Instructions to follow
Copy only those lines which run from the line containing "Recreate this image" to the end of the entries below, both inclusive, exactly as written and with no pictures.

Dataset excerpts

= = =

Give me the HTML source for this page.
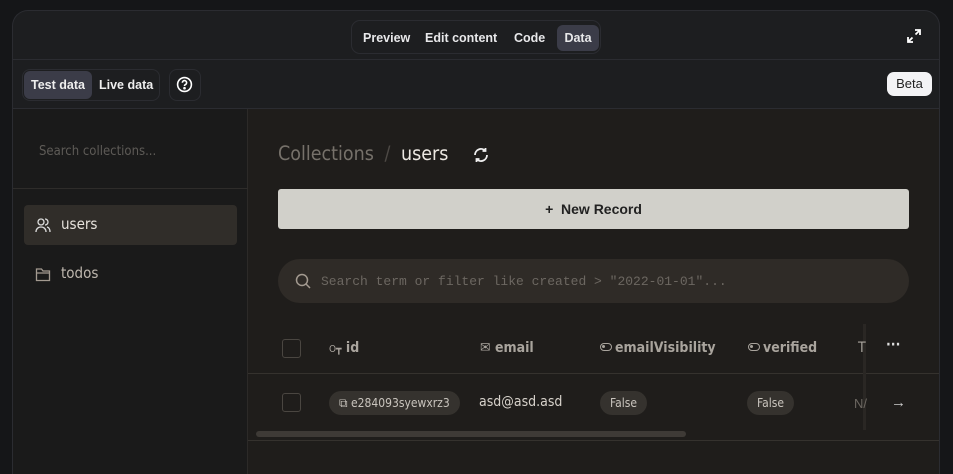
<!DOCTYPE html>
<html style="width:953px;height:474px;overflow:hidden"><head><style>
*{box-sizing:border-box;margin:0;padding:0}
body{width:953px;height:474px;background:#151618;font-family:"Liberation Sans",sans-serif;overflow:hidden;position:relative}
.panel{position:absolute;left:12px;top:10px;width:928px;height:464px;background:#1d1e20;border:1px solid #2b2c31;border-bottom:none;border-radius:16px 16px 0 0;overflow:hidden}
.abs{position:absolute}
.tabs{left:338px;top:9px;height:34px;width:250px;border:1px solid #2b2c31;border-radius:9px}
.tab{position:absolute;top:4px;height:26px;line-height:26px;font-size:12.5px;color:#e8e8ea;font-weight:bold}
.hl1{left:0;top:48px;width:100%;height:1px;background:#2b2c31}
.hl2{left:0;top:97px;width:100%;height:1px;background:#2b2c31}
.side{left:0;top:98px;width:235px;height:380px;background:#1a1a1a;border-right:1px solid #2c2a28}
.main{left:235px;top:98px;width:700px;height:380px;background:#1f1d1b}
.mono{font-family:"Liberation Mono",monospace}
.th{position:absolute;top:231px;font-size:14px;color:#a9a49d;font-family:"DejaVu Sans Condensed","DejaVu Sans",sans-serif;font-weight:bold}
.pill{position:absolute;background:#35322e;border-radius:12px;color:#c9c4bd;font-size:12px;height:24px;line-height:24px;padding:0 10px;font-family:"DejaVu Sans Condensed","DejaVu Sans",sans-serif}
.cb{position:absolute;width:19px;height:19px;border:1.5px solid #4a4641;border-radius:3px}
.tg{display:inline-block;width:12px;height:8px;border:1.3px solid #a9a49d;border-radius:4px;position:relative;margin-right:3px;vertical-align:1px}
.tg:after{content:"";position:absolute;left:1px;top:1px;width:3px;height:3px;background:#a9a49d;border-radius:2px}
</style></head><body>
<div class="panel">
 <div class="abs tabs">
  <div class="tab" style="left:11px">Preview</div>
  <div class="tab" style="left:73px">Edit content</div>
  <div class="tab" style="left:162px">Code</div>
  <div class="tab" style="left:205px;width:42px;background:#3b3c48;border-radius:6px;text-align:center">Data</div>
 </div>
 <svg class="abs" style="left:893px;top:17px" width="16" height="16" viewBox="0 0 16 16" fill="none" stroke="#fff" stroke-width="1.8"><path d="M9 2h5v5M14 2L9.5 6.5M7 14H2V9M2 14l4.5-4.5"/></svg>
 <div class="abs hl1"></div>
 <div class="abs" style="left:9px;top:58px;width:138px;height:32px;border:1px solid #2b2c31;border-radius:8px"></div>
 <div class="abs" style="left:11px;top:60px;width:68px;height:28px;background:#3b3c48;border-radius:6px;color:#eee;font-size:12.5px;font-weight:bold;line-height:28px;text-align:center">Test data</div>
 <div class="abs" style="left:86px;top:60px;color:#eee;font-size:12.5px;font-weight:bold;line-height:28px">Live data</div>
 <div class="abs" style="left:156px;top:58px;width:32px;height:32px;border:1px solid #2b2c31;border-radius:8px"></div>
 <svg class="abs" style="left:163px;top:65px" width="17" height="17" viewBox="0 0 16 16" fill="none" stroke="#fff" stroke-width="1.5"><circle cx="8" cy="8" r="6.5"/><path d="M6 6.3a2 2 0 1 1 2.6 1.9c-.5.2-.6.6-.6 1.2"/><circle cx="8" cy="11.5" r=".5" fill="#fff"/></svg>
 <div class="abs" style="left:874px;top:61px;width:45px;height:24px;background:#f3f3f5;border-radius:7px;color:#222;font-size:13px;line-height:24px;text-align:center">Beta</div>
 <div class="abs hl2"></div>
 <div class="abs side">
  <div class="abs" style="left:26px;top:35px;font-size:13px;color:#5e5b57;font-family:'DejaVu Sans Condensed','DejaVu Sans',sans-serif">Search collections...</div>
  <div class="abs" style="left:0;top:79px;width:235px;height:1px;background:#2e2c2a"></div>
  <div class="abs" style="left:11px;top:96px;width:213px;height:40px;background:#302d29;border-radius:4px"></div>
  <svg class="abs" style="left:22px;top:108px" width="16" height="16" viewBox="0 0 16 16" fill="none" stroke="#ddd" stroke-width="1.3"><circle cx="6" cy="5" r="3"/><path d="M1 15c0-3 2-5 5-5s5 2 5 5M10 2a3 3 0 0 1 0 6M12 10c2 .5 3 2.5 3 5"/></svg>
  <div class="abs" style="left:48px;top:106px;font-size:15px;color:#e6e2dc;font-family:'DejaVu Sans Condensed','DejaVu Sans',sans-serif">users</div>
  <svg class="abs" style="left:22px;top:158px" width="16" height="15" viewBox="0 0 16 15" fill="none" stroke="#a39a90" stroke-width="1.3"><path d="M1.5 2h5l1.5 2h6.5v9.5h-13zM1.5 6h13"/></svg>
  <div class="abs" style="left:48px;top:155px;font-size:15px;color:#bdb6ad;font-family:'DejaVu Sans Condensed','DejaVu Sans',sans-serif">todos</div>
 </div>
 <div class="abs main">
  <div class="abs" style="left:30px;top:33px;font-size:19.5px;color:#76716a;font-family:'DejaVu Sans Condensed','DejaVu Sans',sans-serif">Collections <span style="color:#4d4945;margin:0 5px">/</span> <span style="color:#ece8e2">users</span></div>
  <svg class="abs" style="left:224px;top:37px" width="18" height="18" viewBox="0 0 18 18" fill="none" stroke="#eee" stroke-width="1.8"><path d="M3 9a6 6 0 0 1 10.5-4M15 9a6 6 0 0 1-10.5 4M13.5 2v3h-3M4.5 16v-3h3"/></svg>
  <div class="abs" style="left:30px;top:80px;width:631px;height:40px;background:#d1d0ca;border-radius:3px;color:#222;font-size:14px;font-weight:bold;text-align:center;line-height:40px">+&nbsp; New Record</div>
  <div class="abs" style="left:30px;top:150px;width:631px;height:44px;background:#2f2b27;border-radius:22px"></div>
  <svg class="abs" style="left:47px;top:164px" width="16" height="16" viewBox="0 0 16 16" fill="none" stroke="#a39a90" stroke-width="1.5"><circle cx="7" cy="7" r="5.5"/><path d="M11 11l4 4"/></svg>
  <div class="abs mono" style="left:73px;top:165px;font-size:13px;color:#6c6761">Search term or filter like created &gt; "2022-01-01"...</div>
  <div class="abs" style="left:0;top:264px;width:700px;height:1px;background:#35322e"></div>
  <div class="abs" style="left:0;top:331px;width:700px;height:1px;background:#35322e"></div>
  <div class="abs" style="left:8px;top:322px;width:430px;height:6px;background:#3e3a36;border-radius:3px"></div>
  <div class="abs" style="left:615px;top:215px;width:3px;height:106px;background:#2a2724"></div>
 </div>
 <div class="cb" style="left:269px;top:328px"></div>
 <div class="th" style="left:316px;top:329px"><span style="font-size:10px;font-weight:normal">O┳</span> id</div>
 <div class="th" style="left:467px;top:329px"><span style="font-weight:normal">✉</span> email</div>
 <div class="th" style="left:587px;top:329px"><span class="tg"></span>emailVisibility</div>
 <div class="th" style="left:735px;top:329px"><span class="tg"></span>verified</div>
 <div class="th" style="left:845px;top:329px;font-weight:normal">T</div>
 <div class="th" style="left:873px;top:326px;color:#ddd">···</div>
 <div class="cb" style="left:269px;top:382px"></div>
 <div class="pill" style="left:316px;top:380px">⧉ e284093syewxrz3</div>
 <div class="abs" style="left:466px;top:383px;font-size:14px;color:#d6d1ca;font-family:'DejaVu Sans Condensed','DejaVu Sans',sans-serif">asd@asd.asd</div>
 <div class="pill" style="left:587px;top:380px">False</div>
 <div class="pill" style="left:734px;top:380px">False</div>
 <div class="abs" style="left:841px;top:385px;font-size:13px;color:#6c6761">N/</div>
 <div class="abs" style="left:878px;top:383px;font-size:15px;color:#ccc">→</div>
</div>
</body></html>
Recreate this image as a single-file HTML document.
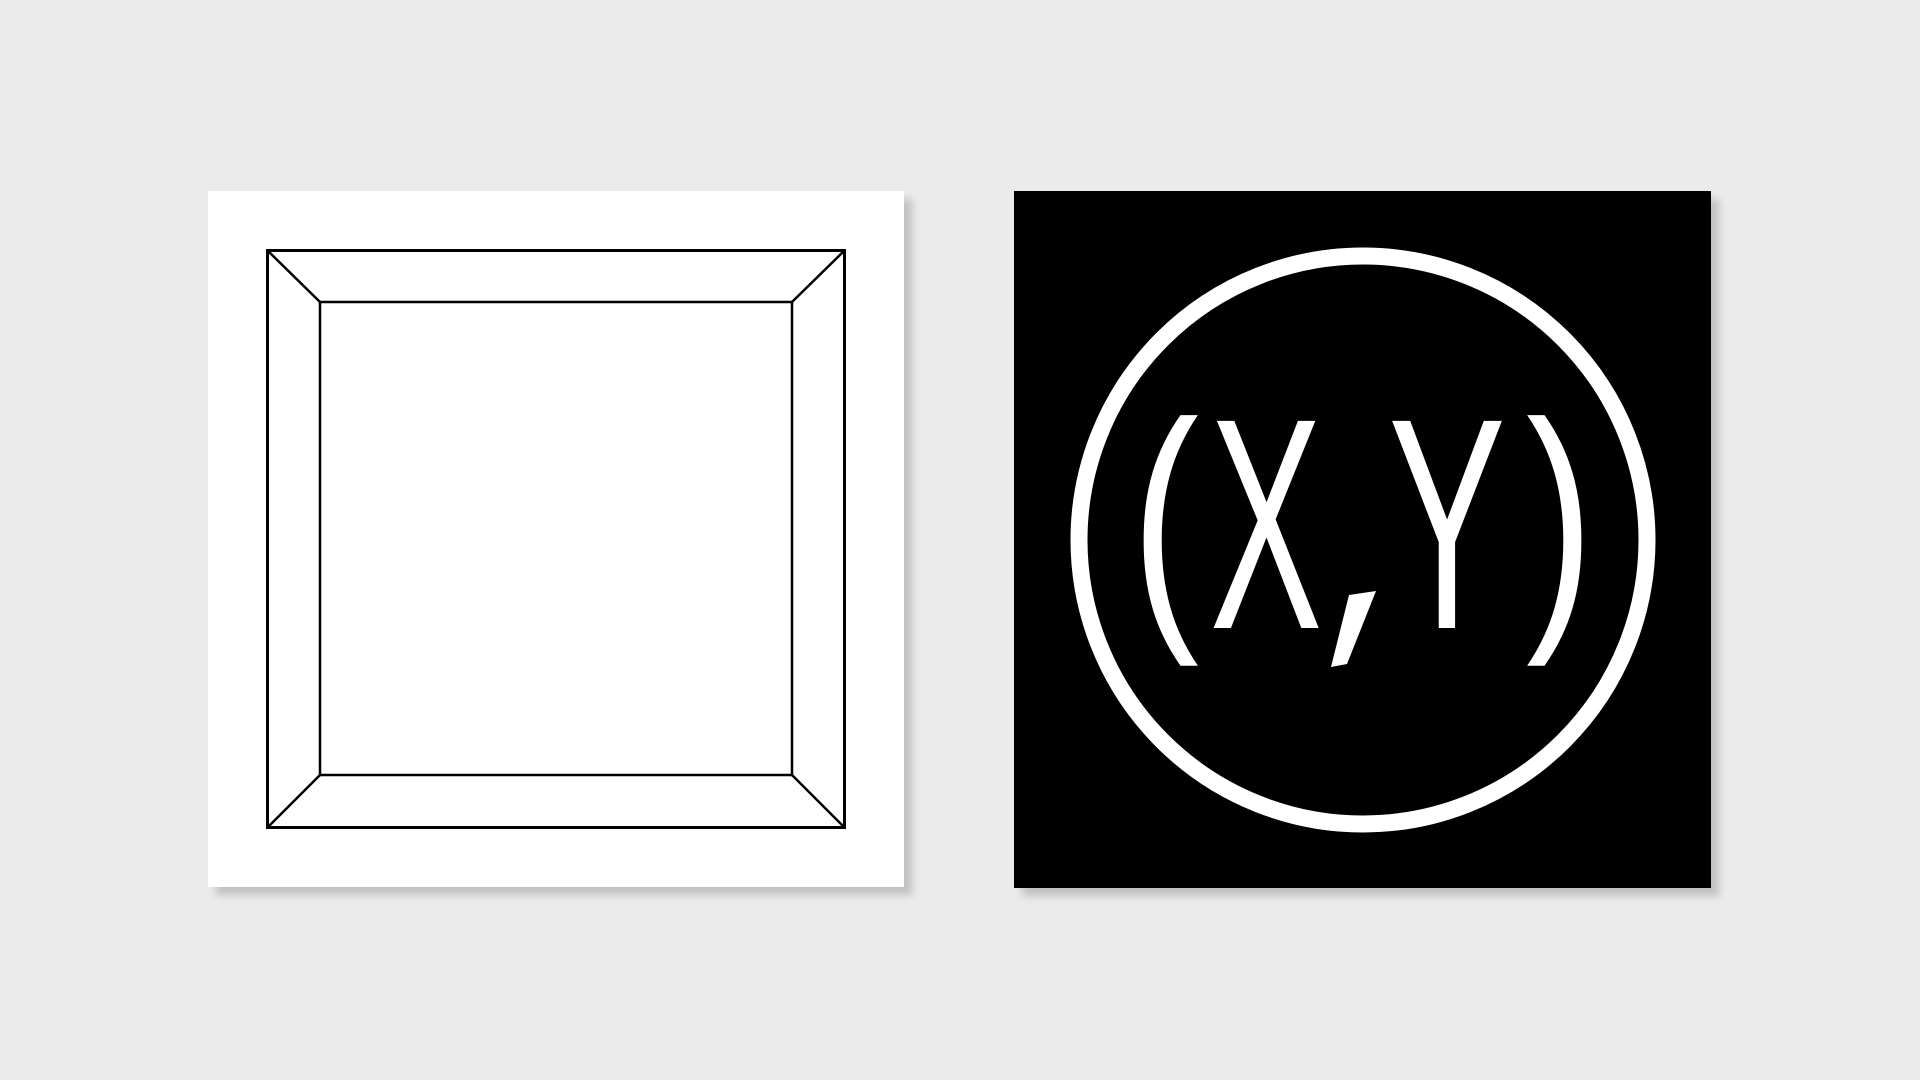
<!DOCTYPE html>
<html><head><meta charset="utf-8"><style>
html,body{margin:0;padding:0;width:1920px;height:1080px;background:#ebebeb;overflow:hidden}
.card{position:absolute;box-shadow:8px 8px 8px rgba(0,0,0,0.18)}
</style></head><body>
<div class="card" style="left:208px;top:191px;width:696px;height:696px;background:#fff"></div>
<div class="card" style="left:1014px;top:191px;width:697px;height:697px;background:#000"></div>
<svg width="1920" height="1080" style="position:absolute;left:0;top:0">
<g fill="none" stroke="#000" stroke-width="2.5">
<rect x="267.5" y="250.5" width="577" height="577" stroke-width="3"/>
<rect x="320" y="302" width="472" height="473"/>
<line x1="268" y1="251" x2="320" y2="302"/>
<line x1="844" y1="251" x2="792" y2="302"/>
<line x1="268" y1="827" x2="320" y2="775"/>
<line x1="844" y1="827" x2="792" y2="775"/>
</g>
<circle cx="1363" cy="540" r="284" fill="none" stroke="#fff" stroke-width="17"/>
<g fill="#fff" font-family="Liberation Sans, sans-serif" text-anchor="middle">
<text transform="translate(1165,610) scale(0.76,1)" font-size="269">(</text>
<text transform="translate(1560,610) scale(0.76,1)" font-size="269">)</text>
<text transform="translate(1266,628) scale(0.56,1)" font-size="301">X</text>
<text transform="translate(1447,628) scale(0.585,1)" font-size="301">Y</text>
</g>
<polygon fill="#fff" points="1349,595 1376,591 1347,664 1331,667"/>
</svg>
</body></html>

= = =

Answer for the task
Recreate this image as a single-file HTML document.
<!DOCTYPE html>
<html><head><meta charset="utf-8"><style>
html,body{margin:0;padding:0;width:1920px;height:1080px;background:#ebebeb;overflow:hidden}
.card{position:absolute;box-shadow:8px 8px 8px rgba(0,0,0,0.18)}
</style></head><body>
<div class="card" style="left:208px;top:191px;width:696px;height:696px;background:#fff"></div>
<div class="card" style="left:1014px;top:191px;width:697px;height:697px;background:#000"></div>
<svg width="1920" height="1080" style="position:absolute;left:0;top:0">
<g fill="none" stroke="#000" stroke-width="2.5">
<rect x="267.5" y="250.5" width="577" height="577" stroke-width="3"/>
<rect x="320" y="302" width="472" height="473"/>
<line x1="268" y1="251" x2="320" y2="302"/>
<line x1="844" y1="251" x2="792" y2="302"/>
<line x1="268" y1="827" x2="320" y2="775"/>
<line x1="844" y1="827" x2="792" y2="775"/>
</g>
<circle cx="1363" cy="540" r="284" fill="none" stroke="#fff" stroke-width="17"/>
<g fill="#fff" font-family="Liberation Sans, sans-serif" text-anchor="middle">
<text transform="translate(1165,610) scale(0.76,1)" font-size="269">(</text>
<text transform="translate(1560,610) scale(0.76,1)" font-size="269">)</text>
<text transform="translate(1266,628) scale(0.56,1)" font-size="301">X</text>
<text transform="translate(1447,628) scale(0.585,1)" font-size="301">Y</text>
</g>
<polygon fill="#fff" points="1349,595 1376,591 1347,664 1331,667"/>
</svg>
</body></html>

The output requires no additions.